More about this energy-water nexus

You could describe my job as an environmental engineer as getting clean water to people and dirty water away from people. As mentioned in Chapter 2 of “The Carbon Efficient City,” this takes some energy, and so it can be expensive. We try to take advantage of the fact that water goes downhill – especially on the Columbia and Snake rivers, from which the Pacific Northwesterners get the majority of our energy (followed by coal and natural gas).

Wikipedia defines the water-energy nexus as “the relationship between how much water is evaporated to generate and transmit energy, and how much energy it takes to collect, clean, move, store, and dispose of water.” Some quick Google searching turns up some cool emerging technologies to extract energy from water, such as ocean thermal energy conversion.

“The Carbon Efficient City,” the Water Efficiency online journal and others that are for aligning water resource management with climate change action cite strategies such as: public and private investments in water conservation and recycling; increasing the value of a gallon of water in the market; and providing consumer choices that reduce our individual water footprints.
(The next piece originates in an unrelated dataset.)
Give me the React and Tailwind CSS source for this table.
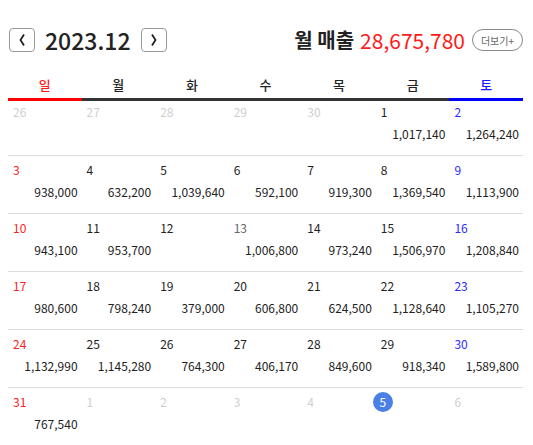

It seems like most of what we hear about increasing water efficiency relates to domestic supply and use. But what about agriculture? Agriculture makes up a much larger portion of our total freshwater use – 70 percent is often the number cited. Running irrigation equipment, creating and transporting fertilizers and pesticides all require water, as well as energy. High-pressure jet sprinklers can be replaced with low-pressure and microirrigation systems, which reduce the amount of water lost to evaporation and use less energy. Sometimes wastewater can be recycled (reclaimed) and used for irrigation –which increases water efficiency, but costs more energy for treatment and distribution.

Agriculture’s efficient water and energy use directly impacts food security, especially with the uncertainty of climate change and the price of fuel. So it seems reasonable to prioritize water use efficiency in agriculture, as well as in domestic water, particularly in developing nations. The Huffington Post Water Blog recently explored this global issue, and calls on the U.S. to take a leading role in the solutions, which could include growing specific crops to make the best use of water and energy resources to meet global and local food needs.